== Records for processing ==
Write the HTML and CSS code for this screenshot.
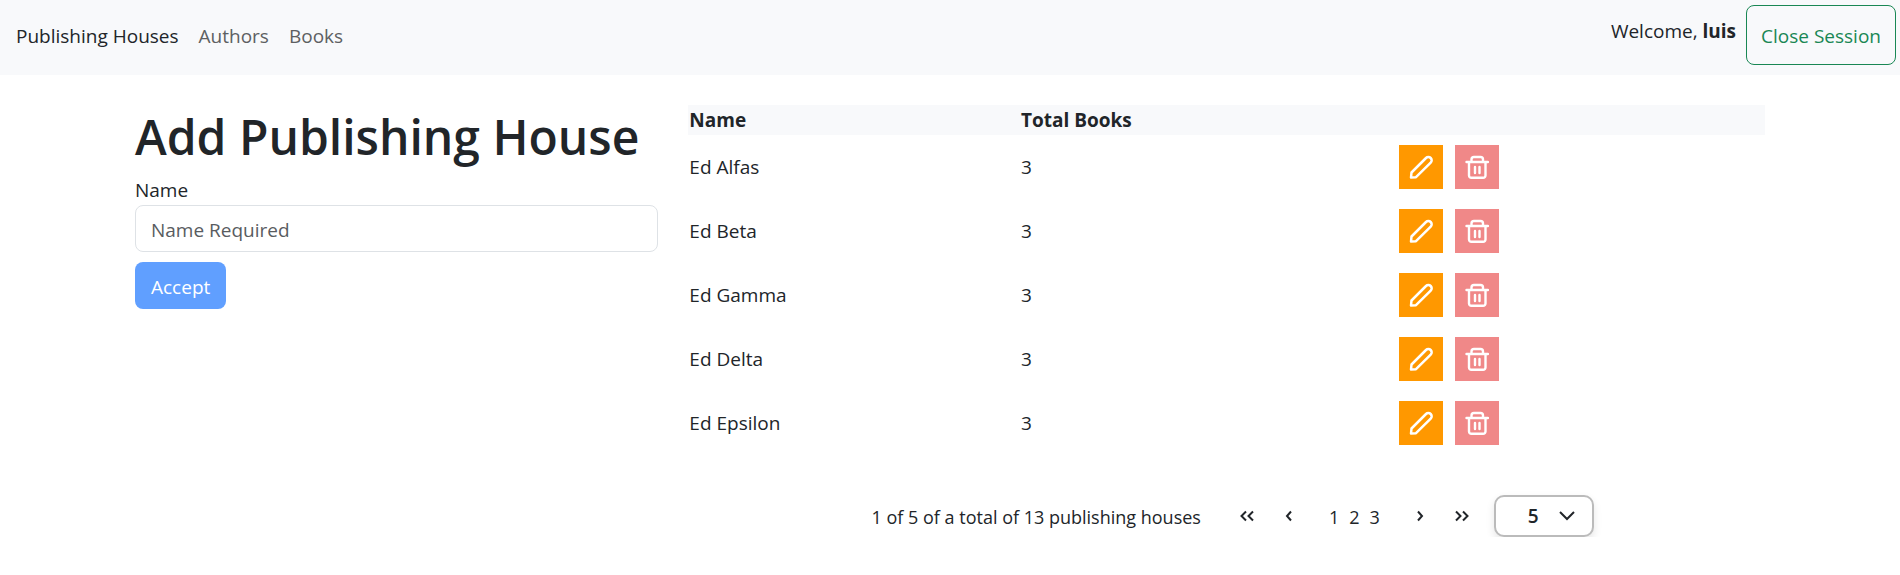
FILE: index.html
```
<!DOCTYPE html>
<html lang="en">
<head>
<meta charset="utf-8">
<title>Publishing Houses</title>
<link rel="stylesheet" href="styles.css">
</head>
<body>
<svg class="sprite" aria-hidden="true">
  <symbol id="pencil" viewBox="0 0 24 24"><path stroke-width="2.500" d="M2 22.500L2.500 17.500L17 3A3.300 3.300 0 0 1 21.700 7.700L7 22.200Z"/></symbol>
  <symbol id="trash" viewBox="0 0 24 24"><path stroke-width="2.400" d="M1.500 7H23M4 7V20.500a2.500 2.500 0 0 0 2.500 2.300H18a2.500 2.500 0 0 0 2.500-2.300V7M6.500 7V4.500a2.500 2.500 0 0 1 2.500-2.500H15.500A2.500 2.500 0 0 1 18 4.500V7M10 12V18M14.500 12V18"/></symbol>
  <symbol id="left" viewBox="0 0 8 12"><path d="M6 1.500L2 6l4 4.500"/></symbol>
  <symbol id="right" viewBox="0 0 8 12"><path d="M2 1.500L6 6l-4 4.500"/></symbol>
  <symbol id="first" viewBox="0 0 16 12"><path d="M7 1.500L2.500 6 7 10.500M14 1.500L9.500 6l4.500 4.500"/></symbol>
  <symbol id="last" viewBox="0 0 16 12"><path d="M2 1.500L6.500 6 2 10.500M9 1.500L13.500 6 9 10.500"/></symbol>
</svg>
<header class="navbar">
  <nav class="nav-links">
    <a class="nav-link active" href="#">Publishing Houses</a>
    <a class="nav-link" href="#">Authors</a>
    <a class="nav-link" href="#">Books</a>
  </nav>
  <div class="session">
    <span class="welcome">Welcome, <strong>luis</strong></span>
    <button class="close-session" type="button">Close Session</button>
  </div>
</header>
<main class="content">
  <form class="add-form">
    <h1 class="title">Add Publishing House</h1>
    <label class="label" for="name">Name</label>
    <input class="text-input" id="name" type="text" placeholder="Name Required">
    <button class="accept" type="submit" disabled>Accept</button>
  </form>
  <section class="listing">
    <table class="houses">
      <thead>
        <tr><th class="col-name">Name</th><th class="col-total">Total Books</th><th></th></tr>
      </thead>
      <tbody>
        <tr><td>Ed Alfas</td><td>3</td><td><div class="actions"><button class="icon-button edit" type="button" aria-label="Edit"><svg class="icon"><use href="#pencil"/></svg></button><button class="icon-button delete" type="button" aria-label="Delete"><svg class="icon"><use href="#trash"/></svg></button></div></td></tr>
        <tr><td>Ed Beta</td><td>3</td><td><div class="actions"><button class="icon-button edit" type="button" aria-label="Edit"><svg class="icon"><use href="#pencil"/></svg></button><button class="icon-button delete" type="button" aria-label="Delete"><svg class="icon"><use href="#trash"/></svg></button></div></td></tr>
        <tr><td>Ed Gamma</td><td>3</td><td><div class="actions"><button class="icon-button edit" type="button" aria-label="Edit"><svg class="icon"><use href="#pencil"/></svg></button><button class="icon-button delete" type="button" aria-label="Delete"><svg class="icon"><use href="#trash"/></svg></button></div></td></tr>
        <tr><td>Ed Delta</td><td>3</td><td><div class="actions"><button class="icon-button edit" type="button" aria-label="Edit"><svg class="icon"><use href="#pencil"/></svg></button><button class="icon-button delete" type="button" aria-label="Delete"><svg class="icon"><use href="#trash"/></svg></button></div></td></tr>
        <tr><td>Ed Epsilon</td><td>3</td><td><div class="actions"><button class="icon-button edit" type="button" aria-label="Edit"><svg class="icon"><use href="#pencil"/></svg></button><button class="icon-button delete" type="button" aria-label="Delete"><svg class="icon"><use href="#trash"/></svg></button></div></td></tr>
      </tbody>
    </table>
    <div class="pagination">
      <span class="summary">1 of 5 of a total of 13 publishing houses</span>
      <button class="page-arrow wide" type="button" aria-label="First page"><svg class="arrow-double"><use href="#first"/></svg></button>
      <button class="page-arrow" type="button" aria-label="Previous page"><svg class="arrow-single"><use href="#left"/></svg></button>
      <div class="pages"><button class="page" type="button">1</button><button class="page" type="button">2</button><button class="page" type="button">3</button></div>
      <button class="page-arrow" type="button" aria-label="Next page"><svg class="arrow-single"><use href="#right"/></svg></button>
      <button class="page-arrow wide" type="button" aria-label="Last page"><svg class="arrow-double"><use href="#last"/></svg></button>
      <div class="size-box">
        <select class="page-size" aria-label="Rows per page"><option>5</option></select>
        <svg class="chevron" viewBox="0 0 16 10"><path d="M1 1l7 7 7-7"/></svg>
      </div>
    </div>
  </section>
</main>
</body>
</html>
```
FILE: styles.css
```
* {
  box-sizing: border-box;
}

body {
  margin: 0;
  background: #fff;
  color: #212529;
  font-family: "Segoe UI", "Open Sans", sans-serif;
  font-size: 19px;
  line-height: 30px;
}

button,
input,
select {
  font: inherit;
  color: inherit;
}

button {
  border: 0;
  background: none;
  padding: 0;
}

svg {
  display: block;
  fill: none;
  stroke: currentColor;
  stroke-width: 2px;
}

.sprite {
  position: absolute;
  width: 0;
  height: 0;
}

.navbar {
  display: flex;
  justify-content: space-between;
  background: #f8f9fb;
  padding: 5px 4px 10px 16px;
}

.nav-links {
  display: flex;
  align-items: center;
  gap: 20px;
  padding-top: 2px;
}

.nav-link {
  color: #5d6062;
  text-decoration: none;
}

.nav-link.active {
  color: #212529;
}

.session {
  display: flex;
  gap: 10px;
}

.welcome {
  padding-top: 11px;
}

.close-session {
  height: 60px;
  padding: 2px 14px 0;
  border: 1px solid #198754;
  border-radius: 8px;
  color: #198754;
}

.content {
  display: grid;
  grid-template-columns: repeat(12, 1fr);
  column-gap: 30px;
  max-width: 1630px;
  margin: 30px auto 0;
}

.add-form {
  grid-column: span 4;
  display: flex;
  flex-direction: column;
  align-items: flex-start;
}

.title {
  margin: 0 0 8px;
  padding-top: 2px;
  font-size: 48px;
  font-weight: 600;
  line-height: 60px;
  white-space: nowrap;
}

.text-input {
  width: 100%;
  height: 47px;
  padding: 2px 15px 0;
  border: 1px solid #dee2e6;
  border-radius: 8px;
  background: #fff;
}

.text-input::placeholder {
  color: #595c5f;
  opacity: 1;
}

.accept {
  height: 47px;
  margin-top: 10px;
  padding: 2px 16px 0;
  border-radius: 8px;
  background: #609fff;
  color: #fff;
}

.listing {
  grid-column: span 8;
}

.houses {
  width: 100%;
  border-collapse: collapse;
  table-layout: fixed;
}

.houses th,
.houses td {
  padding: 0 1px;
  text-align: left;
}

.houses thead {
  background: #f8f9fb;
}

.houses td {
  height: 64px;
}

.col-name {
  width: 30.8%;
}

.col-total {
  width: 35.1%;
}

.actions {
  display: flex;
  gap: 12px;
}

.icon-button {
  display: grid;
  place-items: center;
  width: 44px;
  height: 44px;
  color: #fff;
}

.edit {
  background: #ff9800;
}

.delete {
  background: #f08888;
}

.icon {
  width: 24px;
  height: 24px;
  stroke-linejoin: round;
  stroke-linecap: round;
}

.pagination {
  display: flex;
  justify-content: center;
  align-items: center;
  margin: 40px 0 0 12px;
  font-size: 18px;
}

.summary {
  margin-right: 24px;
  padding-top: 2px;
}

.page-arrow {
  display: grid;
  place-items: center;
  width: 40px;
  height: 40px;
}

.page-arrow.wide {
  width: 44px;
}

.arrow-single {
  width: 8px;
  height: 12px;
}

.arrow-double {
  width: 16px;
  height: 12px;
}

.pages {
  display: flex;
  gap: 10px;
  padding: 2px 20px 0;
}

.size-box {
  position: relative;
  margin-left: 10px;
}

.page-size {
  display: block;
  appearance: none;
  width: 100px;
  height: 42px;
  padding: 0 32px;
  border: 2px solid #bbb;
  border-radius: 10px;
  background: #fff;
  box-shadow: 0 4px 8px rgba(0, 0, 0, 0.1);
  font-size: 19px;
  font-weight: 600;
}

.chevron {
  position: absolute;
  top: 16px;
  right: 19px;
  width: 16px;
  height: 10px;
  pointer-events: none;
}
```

--

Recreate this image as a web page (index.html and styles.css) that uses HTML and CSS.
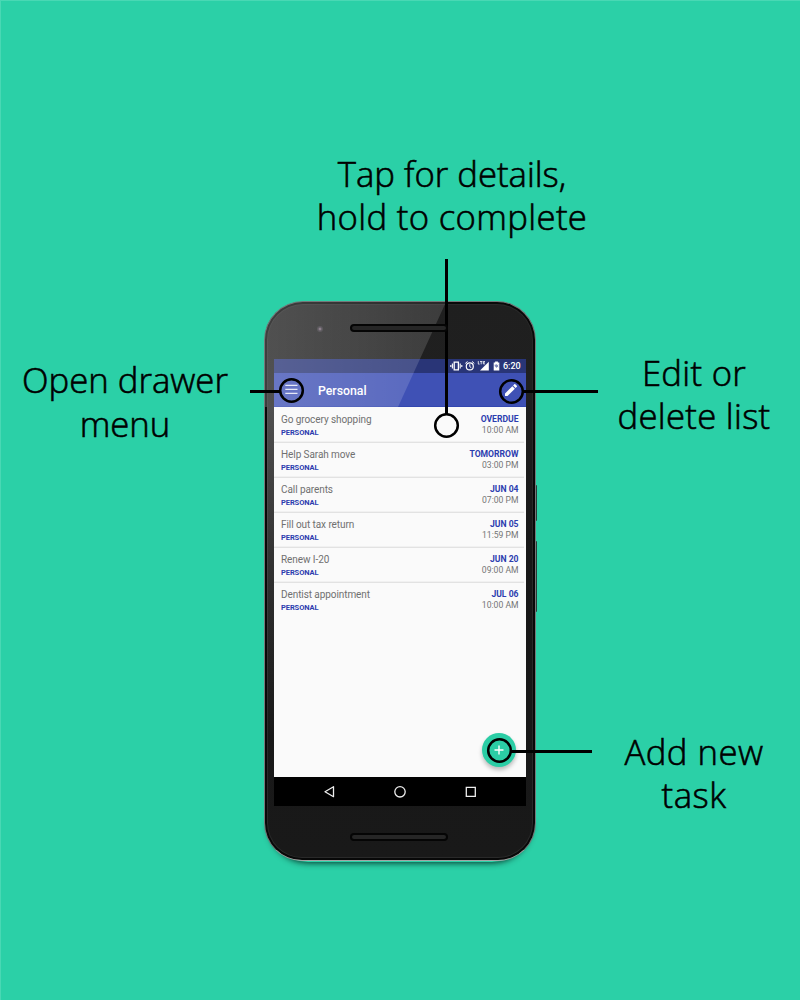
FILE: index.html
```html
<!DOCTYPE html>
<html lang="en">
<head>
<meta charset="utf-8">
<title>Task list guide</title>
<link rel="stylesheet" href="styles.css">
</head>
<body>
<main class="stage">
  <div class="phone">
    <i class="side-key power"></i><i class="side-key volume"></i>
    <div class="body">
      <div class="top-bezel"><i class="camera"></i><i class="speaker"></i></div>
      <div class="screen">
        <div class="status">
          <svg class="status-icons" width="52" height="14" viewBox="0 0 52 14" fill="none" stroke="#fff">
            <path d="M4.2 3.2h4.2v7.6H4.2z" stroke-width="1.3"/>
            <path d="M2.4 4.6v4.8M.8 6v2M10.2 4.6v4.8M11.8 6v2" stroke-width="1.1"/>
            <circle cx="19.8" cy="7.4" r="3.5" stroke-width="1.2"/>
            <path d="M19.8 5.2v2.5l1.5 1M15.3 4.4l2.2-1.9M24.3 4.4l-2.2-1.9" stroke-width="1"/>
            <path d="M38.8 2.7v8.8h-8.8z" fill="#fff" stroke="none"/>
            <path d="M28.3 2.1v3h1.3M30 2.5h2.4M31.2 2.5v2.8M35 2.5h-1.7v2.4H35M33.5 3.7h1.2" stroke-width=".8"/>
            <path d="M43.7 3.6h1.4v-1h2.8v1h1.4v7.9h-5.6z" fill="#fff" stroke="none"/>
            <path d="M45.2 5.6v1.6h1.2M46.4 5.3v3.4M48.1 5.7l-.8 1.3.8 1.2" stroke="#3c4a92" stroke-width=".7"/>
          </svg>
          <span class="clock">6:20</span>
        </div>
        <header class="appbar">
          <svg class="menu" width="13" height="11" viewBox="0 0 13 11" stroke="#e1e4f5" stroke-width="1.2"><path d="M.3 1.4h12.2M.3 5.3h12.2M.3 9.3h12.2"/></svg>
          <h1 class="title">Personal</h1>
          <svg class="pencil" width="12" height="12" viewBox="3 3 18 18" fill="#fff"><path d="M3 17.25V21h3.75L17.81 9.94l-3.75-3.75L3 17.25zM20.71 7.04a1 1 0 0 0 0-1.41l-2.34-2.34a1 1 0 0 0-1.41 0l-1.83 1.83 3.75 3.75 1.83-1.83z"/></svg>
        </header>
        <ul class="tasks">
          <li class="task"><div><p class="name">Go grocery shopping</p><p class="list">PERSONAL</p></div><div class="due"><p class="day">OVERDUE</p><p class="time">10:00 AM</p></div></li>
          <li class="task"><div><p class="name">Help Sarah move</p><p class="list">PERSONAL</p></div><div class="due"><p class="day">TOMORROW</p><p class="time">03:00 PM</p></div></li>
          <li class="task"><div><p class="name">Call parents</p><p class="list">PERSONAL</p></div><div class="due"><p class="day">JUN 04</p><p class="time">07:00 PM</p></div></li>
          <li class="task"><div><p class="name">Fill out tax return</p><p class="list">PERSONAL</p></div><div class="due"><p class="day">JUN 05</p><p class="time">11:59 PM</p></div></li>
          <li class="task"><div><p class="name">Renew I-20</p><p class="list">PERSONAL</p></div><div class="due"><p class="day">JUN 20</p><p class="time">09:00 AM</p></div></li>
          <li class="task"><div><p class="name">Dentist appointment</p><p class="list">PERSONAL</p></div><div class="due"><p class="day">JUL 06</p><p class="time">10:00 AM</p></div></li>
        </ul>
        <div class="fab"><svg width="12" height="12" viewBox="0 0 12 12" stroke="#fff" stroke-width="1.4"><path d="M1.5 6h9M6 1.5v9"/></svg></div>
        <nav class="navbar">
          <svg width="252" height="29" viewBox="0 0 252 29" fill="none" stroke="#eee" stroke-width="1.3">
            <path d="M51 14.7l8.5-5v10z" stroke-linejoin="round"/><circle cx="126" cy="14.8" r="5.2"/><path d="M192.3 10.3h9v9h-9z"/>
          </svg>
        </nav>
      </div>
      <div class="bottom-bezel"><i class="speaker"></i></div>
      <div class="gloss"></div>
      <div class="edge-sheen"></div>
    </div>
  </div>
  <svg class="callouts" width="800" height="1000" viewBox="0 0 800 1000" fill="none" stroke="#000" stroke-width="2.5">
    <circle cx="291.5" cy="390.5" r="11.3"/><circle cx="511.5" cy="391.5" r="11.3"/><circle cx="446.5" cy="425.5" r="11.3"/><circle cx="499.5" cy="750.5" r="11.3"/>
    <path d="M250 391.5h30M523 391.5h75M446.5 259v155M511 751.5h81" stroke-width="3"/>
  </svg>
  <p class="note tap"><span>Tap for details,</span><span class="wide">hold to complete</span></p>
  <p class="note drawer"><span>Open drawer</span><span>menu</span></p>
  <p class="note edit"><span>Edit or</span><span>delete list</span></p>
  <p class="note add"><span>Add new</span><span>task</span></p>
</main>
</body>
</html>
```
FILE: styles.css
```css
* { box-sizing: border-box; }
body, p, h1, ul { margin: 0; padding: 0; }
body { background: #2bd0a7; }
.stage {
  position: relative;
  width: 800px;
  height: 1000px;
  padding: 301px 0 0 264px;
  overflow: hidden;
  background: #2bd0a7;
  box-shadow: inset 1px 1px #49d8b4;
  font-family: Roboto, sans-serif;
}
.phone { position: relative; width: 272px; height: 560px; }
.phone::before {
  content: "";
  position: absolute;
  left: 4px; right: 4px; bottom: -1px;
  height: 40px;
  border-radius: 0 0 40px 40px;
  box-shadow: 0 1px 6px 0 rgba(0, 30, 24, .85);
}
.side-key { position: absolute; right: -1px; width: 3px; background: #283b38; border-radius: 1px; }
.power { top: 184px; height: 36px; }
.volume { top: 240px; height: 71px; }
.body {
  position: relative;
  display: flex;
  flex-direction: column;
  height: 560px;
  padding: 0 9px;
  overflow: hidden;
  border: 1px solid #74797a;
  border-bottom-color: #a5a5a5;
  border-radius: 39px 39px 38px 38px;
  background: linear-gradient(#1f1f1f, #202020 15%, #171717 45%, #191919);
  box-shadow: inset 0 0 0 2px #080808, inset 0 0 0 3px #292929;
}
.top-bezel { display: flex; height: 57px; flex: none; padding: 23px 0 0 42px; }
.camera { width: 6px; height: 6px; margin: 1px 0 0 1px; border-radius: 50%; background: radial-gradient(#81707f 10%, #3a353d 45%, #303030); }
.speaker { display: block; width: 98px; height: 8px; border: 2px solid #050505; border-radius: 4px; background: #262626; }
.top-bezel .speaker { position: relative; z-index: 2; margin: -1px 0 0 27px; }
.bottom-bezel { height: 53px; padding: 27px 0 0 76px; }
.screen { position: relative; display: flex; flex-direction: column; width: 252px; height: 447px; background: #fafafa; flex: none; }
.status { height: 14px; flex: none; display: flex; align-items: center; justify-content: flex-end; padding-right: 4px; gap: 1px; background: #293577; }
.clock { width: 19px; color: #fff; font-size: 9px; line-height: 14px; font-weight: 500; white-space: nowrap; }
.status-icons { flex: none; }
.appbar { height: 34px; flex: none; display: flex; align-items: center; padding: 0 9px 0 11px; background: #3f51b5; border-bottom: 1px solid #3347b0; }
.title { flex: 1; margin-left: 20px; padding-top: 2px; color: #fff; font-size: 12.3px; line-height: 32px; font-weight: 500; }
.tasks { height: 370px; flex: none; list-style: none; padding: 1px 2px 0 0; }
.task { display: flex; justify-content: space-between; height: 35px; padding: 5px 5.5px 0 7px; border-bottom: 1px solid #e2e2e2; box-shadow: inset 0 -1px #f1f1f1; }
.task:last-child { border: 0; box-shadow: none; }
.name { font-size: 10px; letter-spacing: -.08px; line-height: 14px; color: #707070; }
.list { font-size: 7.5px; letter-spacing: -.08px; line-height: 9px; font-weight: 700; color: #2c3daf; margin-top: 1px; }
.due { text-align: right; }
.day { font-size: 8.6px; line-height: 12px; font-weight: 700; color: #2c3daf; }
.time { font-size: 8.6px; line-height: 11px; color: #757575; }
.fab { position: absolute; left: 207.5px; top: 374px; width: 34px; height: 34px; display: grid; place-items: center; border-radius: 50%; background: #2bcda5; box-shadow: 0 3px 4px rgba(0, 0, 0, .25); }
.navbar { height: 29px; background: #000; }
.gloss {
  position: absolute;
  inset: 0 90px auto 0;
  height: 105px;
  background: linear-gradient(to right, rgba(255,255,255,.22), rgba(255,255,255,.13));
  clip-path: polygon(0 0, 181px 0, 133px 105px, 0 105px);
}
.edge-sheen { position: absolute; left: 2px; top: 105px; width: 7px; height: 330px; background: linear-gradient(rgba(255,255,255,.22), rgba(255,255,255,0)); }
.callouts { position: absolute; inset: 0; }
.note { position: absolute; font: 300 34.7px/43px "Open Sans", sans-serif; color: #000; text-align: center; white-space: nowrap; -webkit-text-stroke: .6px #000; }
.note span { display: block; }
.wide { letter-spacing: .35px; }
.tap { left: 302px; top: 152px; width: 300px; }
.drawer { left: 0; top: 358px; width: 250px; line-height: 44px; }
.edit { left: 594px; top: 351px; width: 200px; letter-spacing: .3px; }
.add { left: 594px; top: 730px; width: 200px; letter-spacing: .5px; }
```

== Task directions ==
Copy out each line of the listing that holds "index".

== Solution ==
FILE: index.html
Recreate this image as a web page (index.html and styles.css) that uses HTML and CSS.
FILE: index.html
.top-bezel .speaker { position: relative; z-index: 2; margin: -1px 0 0 27px; }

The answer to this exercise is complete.